Stanford University, (endowment as of June: $40.1 billion) that “elite bastion of politically correct attitudinizing,“ has a new “multi-phase, multi-year project to address harmful language in IT.” Administrators recently published guidelines for its Elimination of Harmful Language Initiative, or the eminently catchy EHLI.
It gets worse, much worse, warns Roger Kimball at American Greatness, who also recommends readers keep an air sickness bag at the ready. Early on readers are warned:
CONTENT WARNING: THIS WEBSITE CONTAINS LANGUAGE THAT IS OFFENSIVE OR HARMFUL. PLEASE ENGAGE WITH THIS WEBSITE AT YOUR OWN PACE.
On the website are all the usual politically correct categories, with entries on “ageist” language, 57 varieties of “gender identification” and, of course, endless handwringing entries dealing with race.”
What’s that? No, you wouldn’t even think of using personal pronouns or the word “man” as a collective noun or as a verb? Over Christmas we had a guest join us who identified as ”they,” and I’d have been hard-pressed to hazard a guess as to whether “they” was formerly known as he or she. And truth be known, would it have mattered?
Roger Kimball thinks the version of Stanford’s pathetic document exists on a server at the Wall Street Journal. Stanford, facing blowback (that word must certainly offend someone!) to hide it from public scrutiny. As the WSJ notes, “without a password, you wouldn’t know that ‘stupid’ made the list.”
Mr. Kimball also thinks the document recapitulates the politically correct nostrums that have been with us for decades.

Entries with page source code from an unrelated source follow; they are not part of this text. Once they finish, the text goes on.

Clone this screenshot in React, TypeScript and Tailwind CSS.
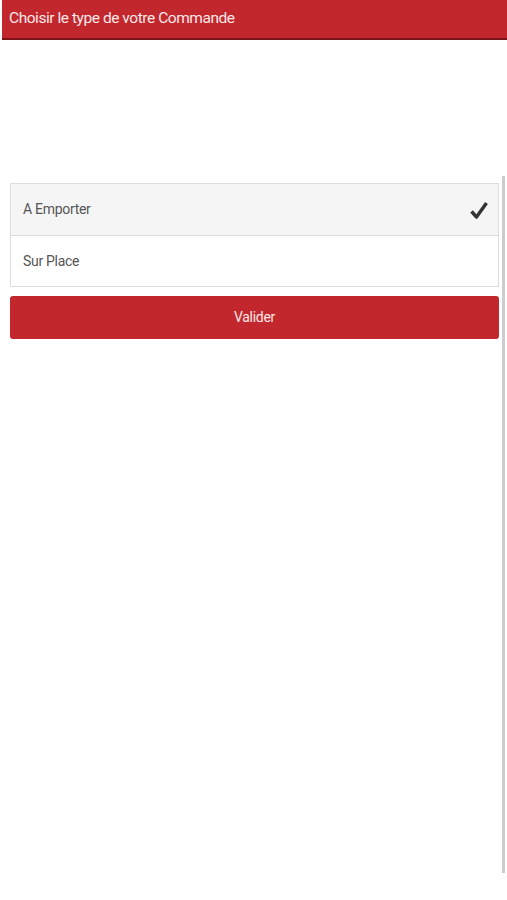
import { useState } from 'react';

const OPTIONS = ['A Emporter', 'Sur Place'];

export default function App() {
  const [selected, setSelected] = useState('A Emporter');

  return (
    <div className="relative h-[900px] w-[507px] overflow-hidden bg-white font-['Roboto',sans-serif]">
      <header className="ml-[2px] flex h-[40px] items-center border-b-2 border-[#7a1418] bg-[#c1272d] pl-[7px]">
        <h1 className="text-[15.5px] font-normal tracking-[-0.45px] text-[#fde8e8]">Choisir le type de votre Commande</h1>
      </header>

      <main className="flex gap-[3px] pl-[10px] pt-[136px]">
        <div className="w-[489px] pt-[7px]">
          <ul className="border border-[#dddddd]">
            {OPTIONS.map((opt, i) => (
              <li
                key={opt}
                onClick={() => setSelected(opt)}
                className={
                  'flex h-[51px] cursor-pointer items-center justify-between pl-[12px] pr-[10px] text-[14px] tracking-[-0.3px] text-[#555555] ' +
                  (i > 0 ? 'border-t border-[#dddddd] ' : '') +
                  (selected === opt ? 'bg-[#f5f5f5]' : 'bg-white')
                }
              >
                <span>{opt}</span>
                {selected === opt && (
                  <svg width="18" height="19" viewBox="0 0 18 19" className="mt-[2px]">
                    <path d="M1.5 10.5 L6.5 16 L16.5 2" fill="none" stroke="#333333" strokeWidth="3.4" strokeLinejoin="round" />
                  </svg>
                )}
              </li>
            ))}
          </ul>
          <button
            type="button"
            className="mt-[9px] h-[43px] w-full rounded-[3px] bg-[#c1272d] text-[14px] tracking-[-0.3px] text-[#fde8e8]"
          >
            Valider
          </button>
        </div>
        <div className="h-[697px] w-[3px] bg-[#cccccc]" />
      </main>
    </div>
  );
}
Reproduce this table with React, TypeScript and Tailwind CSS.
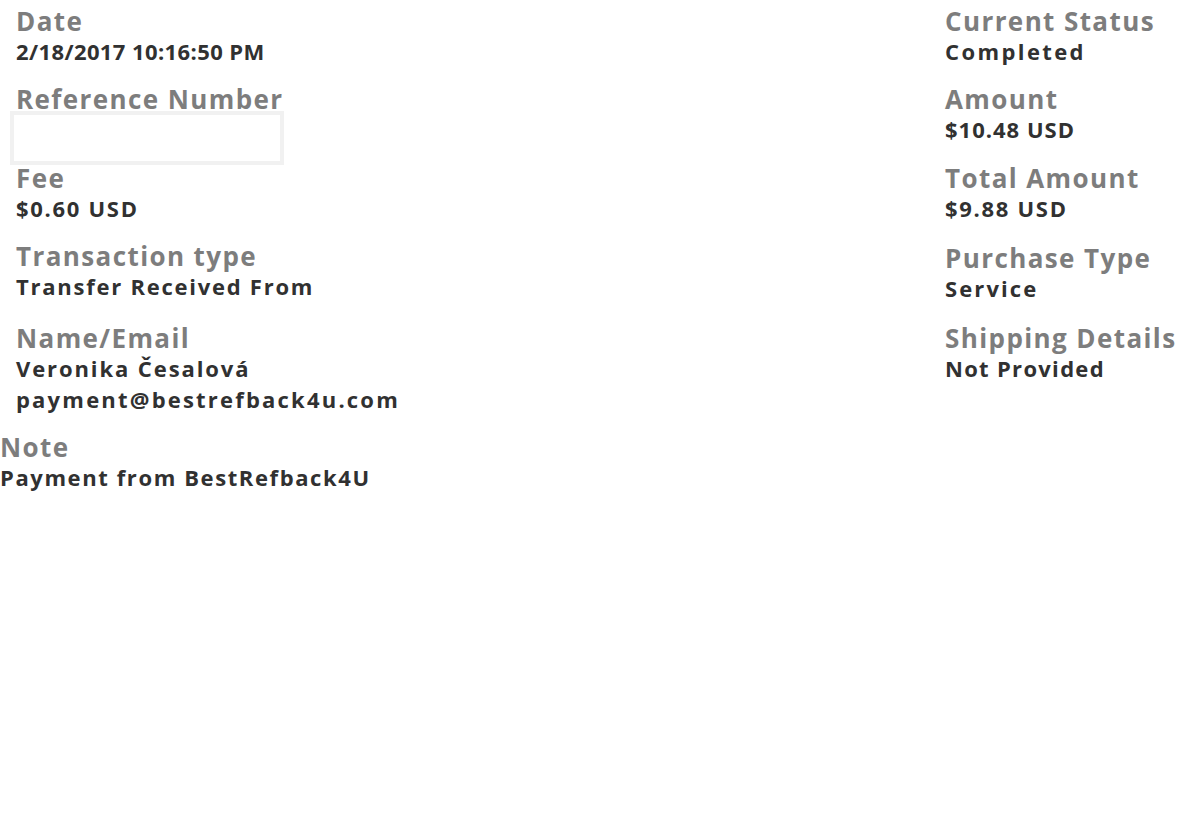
import React from "react";

const font = { fontFamily: '"Open Sans", "Noto Sans", sans-serif' };

function Label({ children, className = "" }: { children: React.ReactNode; className?: string }) {
  return (
    <div className={`whitespace-nowrap text-[26px] font-bold leading-[30px] tracking-[1.4px] text-[#7d7d7d] ${className}`}>
      {children}
    </div>
  );
}

// tracking differs per line: the original face is much wider than Open Sans
function Value({ children, track }: { children: React.ReactNode; track: string }) {
  return (
    <div className={`whitespace-nowrap text-[22px] font-bold leading-[31px] text-[#313131] ${track}`}>
      {children}
    </div>
  );
}

export default function App() {
  return (
    <div className="min-h-[826px] w-[1190px] bg-white pt-[6px]" style={font}>
      <div className="flex">
        <div className="flex flex-1 flex-col pl-4">
          <Label>Date</Label>
          <Value track="tracking-[0.4px]">2/18/2017 10:16:50 PM</Value>

          <Label className="mt-[17px]">Reference Number</Label>
          <div className="-ml-[6px] -mt-[3px] h-[54px] w-[274px] border-4 border-[#f1f1f1] bg-white" />

          <Label className="-mt-[2px]">Fee</Label>
          <Value track="tracking-[1.7px]">$0.60 USD</Value>

          <Label className="mt-[17px]">Transaction type</Label>
          <Value track="tracking-[1.75px]">Transfer Received From</Value>

          <Label className="mt-[21px]">Name/Email</Label>
          <Value track="tracking-[1.9px]">Veronika Česalová</Value>
          <Value track="tracking-[2.2px]">payment@bestrefback4u.com</Value>
        </div>

        <div className="flex w-[245px] flex-col">
          <Label>Current Status</Label>
          <Value track="tracking-[2.4px]">Completed</Value>

          <Label className="mt-[17px]">Amount</Label>
          <Value track="tracking-[1px]">$10.48 USD</Value>

          <Label className="mt-[18px]">Total Amount</Label>
          <Value track="tracking-[1.7px]">$9.88 USD</Value>

          <Label className="mt-[19px]">Purchase Type</Label>
          <Value track="tracking-[2.1px]">Service</Value>

          <Label className="mt-[19px]">Shipping Details</Label>
          <Value track="tracking-[1.3px]">Not Provided</Value>
        </div>
      </div>

      <div className="mt-[17px]">
        <Label>Note</Label>
        <Value track="tracking-[1.6px]">Payment from BestRefback4U</Value>
      </div>
    </div>
  );
}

Back in the 1990s, I was writing about similar implosions at Smith College, for example, where one was advised to avoid the sin of “lookism,” i.e., the mistaken belief that some people are better looking than others. But like recent formulations of cannabis and other drugs, Stanford’s latest folly is more concentrated, and therefore more toxic, than the academic street drugs of yesteryear.
As Victor Davis Hanson predicts, “the accumulation of woke impedimenta is in the process of destroying the university.” Soon, VDH suggests, they are likely to be abandoned by the public as “irrelevant.”
The injection of identity politics and “DEI” initiatives into the lifeblood of the university, their deliberate lowering of academic standards and abandonment of the effort to preserve and transmit the deposit of our cultural heritage, what we used to be able to call, without irony, our “institutions of higher education,” have turned rancid and are consuming themselves from within: all of that is rendering them increasingly preposterous.
Overpriced Indoctrination Echo Chambers
Are Stanford’s days numbered? Not yet, continues Mr. Kimball, despite that he has thought so in the past.
… the self-engorging Leviathan somehow managed to lumber on, getting richer and richer—and more and more irrelevant. Perhaps judgment day is right around the corner. We can only hope.
Roger Kimball ends his article with a prediction:
Stanford’s embattled president Marc Tessier-Lavigne is on his way out. The next Stanford president will be a black woman, “gender non-conforming” if possible but recognizably female and recognizably black. (See Francis Menton’s excellent piece on enforcer-in-chief Gay’s appointment at the Manhattan Contrarian.)
“Stanford can’t let Harvard hog all the glory,” predicts Mr. Kimball.